I've lived in the Netherlands for less than three years, so I don't know the society well enough to come up with a suitable analogy. In American politics, they would be the militias: conservative voters, worried about the dilution of the native culture because of immigration and what they see as left-wing collaboration with foreign influences, angry and willing to act on that anger in physical and violent ways.

[Like all sweeping cultural generalizations, the above paragraphs are probably as narrowly false as they are broadly true].

Lord Pearson (http://news.bbc.co.uk/2/hi/8381332.stm) is head of the UK Independence Party, whose platform maps very closely to the PVV's.

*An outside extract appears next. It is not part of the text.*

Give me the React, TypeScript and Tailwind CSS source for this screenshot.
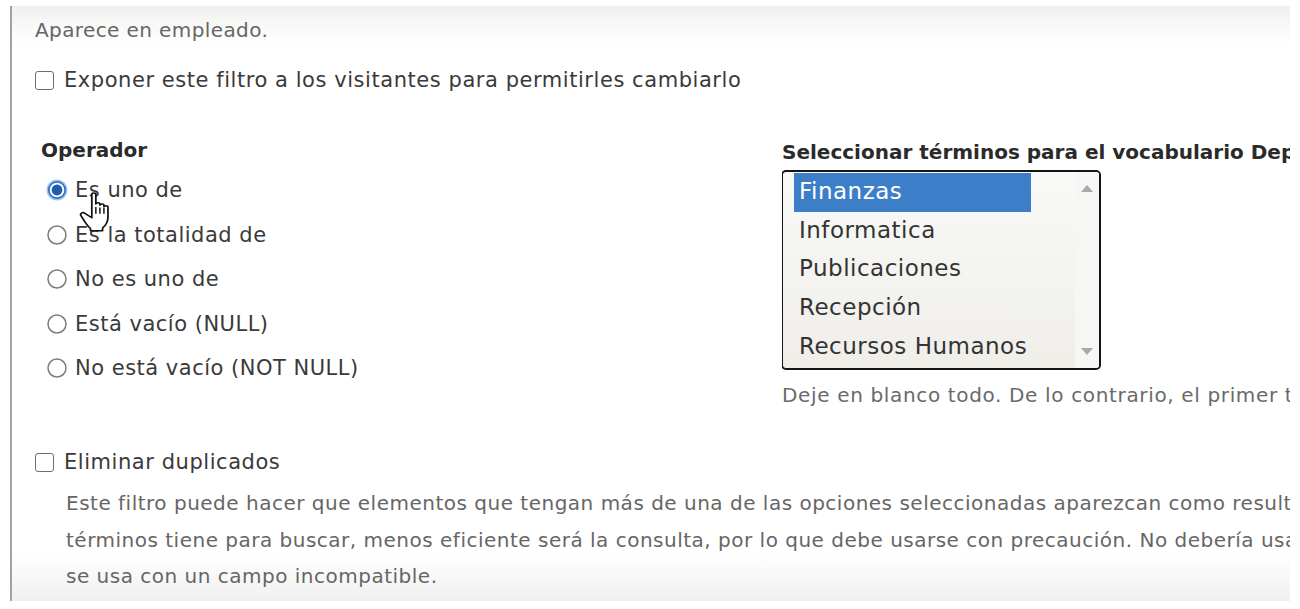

2 Posted by Richard Gadsden on 16 March 2010 | Permalink

That's a pretty fair description of the EDL.

As for UKIP, the real difference between them and PVV is that they span out of the UK Conservative party instead of out of the VVD. The UK Conservatives are at least as if not more right-wing than the VVD on economics, but are also at least as if not more socially conservative than the CDA.

While the Conservatives themselves have moved to a more socially-liberal position in the last ten years or so, UKIP have not in any way done so. If you google Section 28, you'll see where the Conservatives were in 1988 as one example - UKIP would like to reinstate Section 28.

Strictly, I've misrepresented the history of UKIP - it was originally a combination of left-wing anti-Europeans ("socialism in one country" thesists) and right-wing anti-Europeans (British nationalists) who were mostly socially conservative. Over time, the left-wingers and the socially liberal minority of the right-wingers abandoned the party, but that all happened before they started getting large numbers of voters, so even their own membership have mostly forgotten that it ever happened.